- Normandy
- Coordinates: 40°05′02″N 74°57′58″W﻿ / ﻿40.084°N 74.966°W
- Country: United States
- State: Pennsylvania
- County: Philadelphia County
- City: Philadelphia
- Area codes: 215, 267 and 445

= Normandy, Philadelphia =

Normandy is a neighborhood in Northeast Philadelphia, Pennsylvania, United States. It is located east of Roosevelt Boulevard, in the vicinity of Woodhaven and Byberry Roads.

==History and notable features==
Built between 1955 and 1956, this neighborhood is made up of Cape Cod-style single-family homes with frame construction. Most of the homes have received additions over the years. All of the streets in this neighborhood begin with the letter N.

The original landowners were Joseph Buckman, who owned 73 acre and John Rieger, who owned 18 acre. The Northeast Village was a wartime military housing project just south of the present Normandy Village.

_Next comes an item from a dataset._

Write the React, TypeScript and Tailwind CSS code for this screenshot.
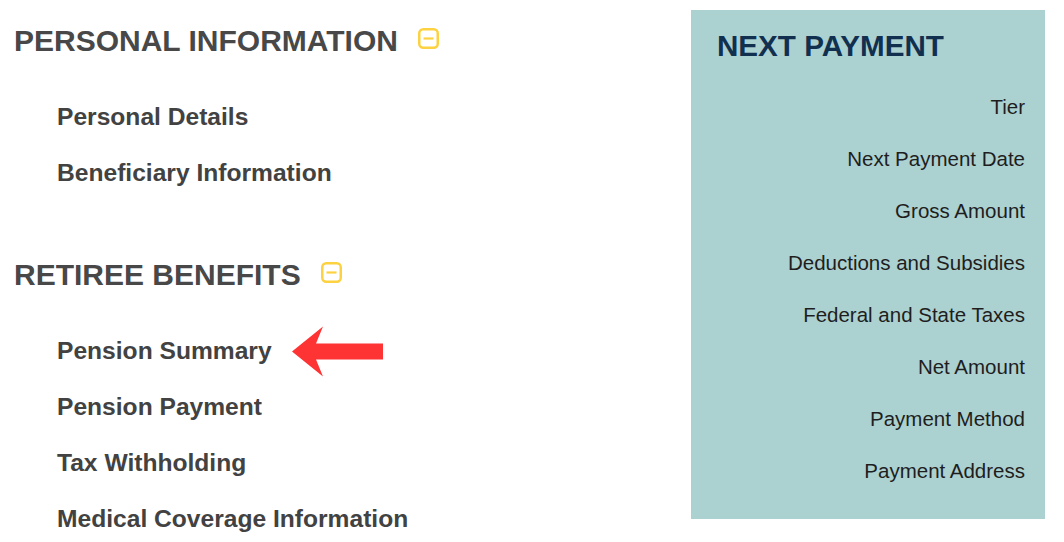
const personal = ['Personal Details', 'Beneficiary Information'];
const retiree = ['Pension Summary', 'Pension Payment', 'Tax Withholding', 'Medical Coverage Information'];
const payment = [
  'Tier',
  'Next Payment Date',
  'Gross Amount',
  'Deductions and Subsidies',
  'Federal and State Taxes',
  'Net Amount',
  'Payment Method',
  'Payment Address',
];

function MinusBox() {
  return (
    <svg width="21" height="21" viewBox="0 0 21 21" className="ml-[20px] -mt-[5px] h-[21px] w-[21px] shrink-0">
      <rect x="1.25" y="1.25" width="18.5" height="18.5" rx="4" fill="none" stroke="#fdd240" strokeWidth="2.5" />
      <line x1="5.5" y1="10.5" x2="15.5" y2="10.5" stroke="#fdd240" strokeWidth="2.2" />
    </svg>
  );
}

function Arrow() {
  return (
    <svg width="92" height="51" viewBox="0 0 92 51" className="ml-[20px] shrink-0">
      <polygon points="0,25.5 31,0.5 24,17.5 91,17.5 91,33.5 24,33.5 31,50.5" fill="#fe3333" />
    </svg>
  );
}

function SectionHeading({ title }: { title: string }) {
  return (
    <h2 className="flex h-[40px] items-center text-[30px] font-bold leading-[40px] text-[#484848]">
      <span>{title}</span>
      <MinusBox />
    </h2>
  );
}

function NavItem({ label, arrow }: { label: string; arrow?: boolean }) {
  return (
    <li className="flex h-[56px] items-center pl-[43px] text-[24.6px] font-bold text-[#424242]">
      <span>{label}</span>
      {arrow && <Arrow />}
    </li>
  );
}

export default function App() {
  return (
    <div className="flex h-[542px] w-[1064px] overflow-hidden bg-white font-['Liberation_Sans',Arial,sans-serif]">
      <div className="flex-1 pl-[14px] pt-[21px]">
        <SectionHeading title="PERSONAL INFORMATION" />
        <ul className="mt-[28px]">
          {personal.map((p) => (
            <NavItem key={p} label={p} />
          ))}
        </ul>
        <div className="mt-[54px]">
          <SectionHeading title="RETIREE BENEFITS" />
        </div>
        <ul className="mt-[28px]">
          {retiree.map((r) => (
            <NavItem key={r} label={r} arrow={r === 'Pension Summary'} />
          ))}
        </ul>
      </div>
      <div className="mr-[19px] mt-[10px] h-[509px] w-[354px] bg-[#acd1d1] pl-[26px] pr-[20px] pt-[18px]">
        <h3 className="text-[29.6px] font-bold leading-[36px] text-[#11304f]">NEXT PAYMENT</h3>
        <ul className="mt-[17.5px]">
          {payment.map((p) => (
            <li key={p} className="flex h-[52px] items-center justify-end text-[20.5px] text-[#1e1e1e]">
              {p}
            </li>
          ))}
        </ul>
      </div>
    </div>
  );
}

The old Nabisco/Mondelez International plant at the southwest corner of Roosevelt Boulevard and Byberry Road was demolished between 2017 and 2018 to pave way for a present Wawa. Provco Group, which owns the real estate, is in the process of building a Topgolf facility and is proposing a pair of strip mall-style buildings and a standalone restaurant along Roosevelt Boulevard. Those would be adjacent to the Wawa, which opened near Byberry Road as part of the first phase of the redevelopment of the site. Devon Self-Storage occupies what used to be Best products, also what was the original Normandy Square market.